In a joint statement from the Power 5 conferences responding to the announced bill, the SEC, ACC, Big 10, Big 12, and Pac 12 made clear their desire for “a federal standard” for NIL, but the NCAA’s highest leagues did not go as far as to endorse the bill from Blumenthal, Booker, and Moran.

The second bill came from Senator Ted Cruz (R-Texas) and does not yet have a title. In Cruz’s bill, the NCAA would be granted exemption from anti-trust laws and state-specific laws on NIL, the transfer portal, athlete employment status, and/or athlete compensation.
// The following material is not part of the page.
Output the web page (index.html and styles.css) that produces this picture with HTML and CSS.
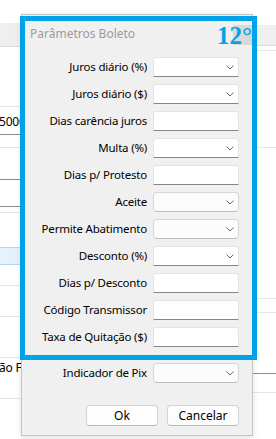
FILE: index.html
```html
<!DOCTYPE html>
<html lang="pt-BR">
<head>
    <meta charset="UTF-8">
    <title>Parâmetros Boleto</title>
    <link rel="stylesheet" href="styles.css">
</head>
<body>
<div class="screen">

    <!-- janela de fundo -->
    <div class="backdrop">
        <div class="strip strip-left">
            <div class="bg h23"></div>
            <div class="bg head h23"></div>
            <div class="bg soft h59"></div>
            <div class="bg field h27"><span class="cut">5000</span></div>
            <div class="bg soft h12"></div>
            <div class="bg dark h31"></div>
            <div class="bg dark h26"></div>
            <div class="bg soft h5"></div>
            <div class="bg h34"></div>
            <div class="bg selected h17"></div>
            <div class="bg soft h20"></div>
            <div class="bg soft h30"></div>
            <div class="bg soft h40"></div>
            <div class="bg h27"><span class="cut">ão Fi</span></div>
            <div class="bg soft h12"></div>
        </div>
        <div class="strip strip-right">
            <div class="bg h25"></div>
            <div class="bg head h20"></div>
            <div class="bg soft h4"></div>
            <div class="bg soft h96"></div>
            <div class="bg soft h150"></div>
            <div class="bg soft h13"></div>
            <div class="bg dark h60"></div>
            <div class="bg soft h18"></div>
        </div>
    </div>

    <!-- dialogo -->
    <div class="dialog">
        <div class="titlebar">
            <span class="title">Parâmetros Boleto</span>
            <span class="close"></span>
        </div>

        <div class="form">
            <label>Juros diário (%)</label>
            <div class="box edit"><svg class="chev" width="8" height="5" viewBox="0 0 8 5"><polyline points="0.5,0.5 4,4 7.5,0.5"/></svg></div>

            <label>Juros diário ($)</label>
            <div class="box edit"><svg class="chev" width="8" height="5" viewBox="0 0 8 5"><polyline points="0.5,0.5 4,4 7.5,0.5"/></svg></div>

            <label>Dias carência juros</label>
            <div class="box edit"></div>

            <label>Multa (%)</label>
            <div class="box edit"><svg class="chev" width="8" height="5" viewBox="0 0 8 5"><polyline points="0.5,0.5 4,4 7.5,0.5"/></svg></div>

            <label>Dias p/ Protesto</label>
            <div class="box edit"></div>

            <label>Aceite</label>
            <div class="box list"><svg class="chev" width="8" height="5" viewBox="0 0 8 5"><polyline points="0.5,0.5 4,4 7.5,0.5"/></svg></div>

            <label>Permite Abatimento</label>
            <div class="box list"><svg class="chev" width="8" height="5" viewBox="0 0 8 5"><polyline points="0.5,0.5 4,4 7.5,0.5"/></svg></div>

            <label>Desconto (%)</label>
            <div class="box edit"><svg class="chev" width="8" height="5" viewBox="0 0 8 5"><polyline points="0.5,0.5 4,4 7.5,0.5"/></svg></div>

            <label>Dias p/ Desconto</label>
            <div class="box edit"></div>

            <label>Código Transmissor</label>
            <div class="box edit"></div>

            <label>Taxa de Quitação ($)</label>
            <div class="box edit"></div>
        </div>

        <div class="form form-pix">
            <label>Indicador de Pix</label>
            <div class="box list"><svg class="chev" width="8" height="5" viewBox="0 0 8 5"><polyline points="0.5,0.5 4,4 7.5,0.5"/></svg></div>
        </div>

        <div class="actions">
            <button>Ok</button>
            <button>Cancelar</button>
        </div>
    </div>

    <!-- marcacao -->
    <div class="highlight">
        <span class="badge">12°</span>
    </div>
</div>
</body>
</html>
```

FILE: styles.css
```css
body {
    margin: 0;
    font-family: "Noto Sans", "Open Sans", sans-serif;
    font-size: 11.5px;
    letter-spacing: -0.2px;
    color: #000;
}
.screen {
    position: relative;
    width: 276px;
    height: 439px;
    overflow: hidden;
    background-color: #fff;
}

/* janela de fundo */
.backdrop {
    display: flex;
    justify-content: space-between;
    height: 100%;
}
.strip {
    display: flex;
    flex-direction: column;
}
.strip-left {
    width: 21px;
}
.strip-right {
    width: 23px;
}
.bg {
    flex: none;
    box-sizing: border-box;
    overflow: hidden;
    white-space: nowrap;
}
.bg.head {
    background-color: #efefef;
    border-bottom: 1px solid #dcdcdc;
}
.bg.soft {
    border-bottom: 1px solid #e6e6e6;
}
.bg.dark, .bg.field {
    border-bottom: 1px solid #8c8c8c;
}
.bg.selected {
    background-color: #e5f1fb;
    border-top: 1px solid #b9d8f2;
    border-bottom: 1px solid #b9d8f2;
}
.cut {
    display: block;
    margin-left: -1px;
    font-size: 12px;
    line-height: 30px;
}
.h4 { height: 5px; }
.h5 { height: 6px; }
.h12 { height: 13px; }
.h13 { height: 14px; }
.h17 { height: 18px; }
.h18 { height: 19px; }
.h20 { height: 21px; }
.h23 { height: 24px; }
.h25 { height: 25px; }
.h26 { height: 27px; }
.h27 { height: 28px; }
.h30 { height: 31px; }
.h31 { height: 32px; }
.h34 { height: 34px; }
.h40 { height: 41px; }
.h59 { height: 60px; }
.h60 { height: 61px; }
.h96 { height: 97px; }
.h150 { height: 151px; }
.strip-left .h23:first-child { height: 23px; }
.strip-left .h27:nth-last-child(2) .cut { line-height: 20px; }

/* dialogo */
.dialog {
    position: absolute;
    left: 21px;
    top: 14px;
    width: 232px;
    height: 422px;
    box-sizing: border-box;
    background-color: #f0f0f0;
    border: 1px solid #c4c4c4;
    box-shadow: 0 2px 6px rgba(0, 0, 0, 0.12);
}
.titlebar {
    display: flex;
    justify-content: space-between;
    align-items: center;
    height: 36px;
    padding-left: 8px;
}
.title {
    color: #9b9b9b;
    font-size: 12px;
    letter-spacing: 0;
}
.close {
    width: 19px;
    height: 20px;
    background-color: #d9d9d9;
    margin-top: 4px;
}
.form {
    display: grid;
    grid-template-columns: 120px 86px;
    grid-auto-rows: 20px;
    column-gap: 6px;
    row-gap: 7px;
    padding: 6px 0 0 5px;
}
.form label {
    text-align: right;
    line-height: 20px;
    white-space: nowrap;
}
.form-pix {
    padding-top: 16px;
}
.box {
    position: relative;
    box-sizing: border-box;
    background-color: #fff;
}
.box.edit {
    border: 1px solid #e4e4e4;
    border-bottom-color: #878787;
    border-radius: 3px 3px 0 0;
}
.box.list {
    background-color: #fcfcfc;
    border: 1px solid #d6d6d6;
    border-bottom-color: #bdbdbd;
    border-radius: 4px;
}
.chev {
    position: absolute;
    right: 4px;
    top: 7px;
}
.chev polyline {
    fill: none;
    stroke: #6a6a6a;
    stroke-width: 1;
}
.actions {
    display: flex;
    justify-content: flex-end;
    gap: 9px;
    padding: 22px 13px 0 0;
}
button {
    width: 72px;
    height: 21px;
    padding: 0;
    font-family: inherit;
    font-size: 12px;
    letter-spacing: 0;
    color: #000;
    background-color: #fdfdfd;
    border: 1px solid #d3d3d3;
    border-bottom-color: #b8b8b8;
    border-radius: 4px;
}

/* marcacao */
.highlight {
    position: absolute;
    left: 20px;
    top: 16px;
    width: 237px;
    height: 344px;
    box-sizing: border-box;
    border: 5px solid #00a2e8;
    display: flex;
    justify-content: flex-end;
    align-items: flex-start;
}
.badge {
    font-family: "Liberation Serif", serif;
    font-weight: bold;
    font-size: 25px;
    line-height: 25px;
    letter-spacing: 0;
    color: #00a2e8;
    margin-top: 2px;
}
```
However, the NCAA would be completely at the mercy of federal law on the matters.

Cruz’s bill would not allow for athletes to be considered employees of their schools, programs, or the NCAA. Senator Maria Cantwell (D-Washington) has worked with Cruz in the past on potential NIL legislation, but it is unclear if she or anyone else in Congress were part of this bill with Cruz.

The third bill, called the “Protecting Athletes, Schools, and Sports Act” or “Pass Act,” was a bipartisan effort from Senators Tommy Tuberville (R-Alabama; yes, that Tommy Tuberville who coached at Ole Miss, Auburn, Texas Tech, and Cincinnati) and Joe Manchin (D-West Virginia). The bill was put forth in an effort to create “common sense guidelines” for NIL and the transfer portal.

Under this bill, NIL collectives and boosters must register with a program, and any inducements through NIL in recruiting and/or the transfer portal would result in penalties. The transfer portal would also be limited to players who have been in school for at least three seasons, with a few exceptions that would require an NCAA-approved (and government-monitored) waiver.

Contracts would become a requirement in NIL, particularly on the side of those paying the athletes. Financial literacy training would become mandatory for student-athletes, as well, and all graduates would be eligible for long-term sports-related health insurance coverage from their alma mater. Athletes still would be considered non-employees.

According to Nakos, if this bill were to become law, the NCAA could lose its tax-exempt status if it or its member institutions go against the law.

After the Tuberville-Machin bill was finished, the Power 5 conference commissioners released a joint statement applauding “another step forward on the pathway to securing the future of college athletics” but did not give a complete endorsement of the bill.

Even with Congress taking its annual recess in the coming weeks, these bill proposals mean something for the future of NCAA athletics: for better or worse, federal government intervention is coming for college sports, specifically with NIL and the transfer portal.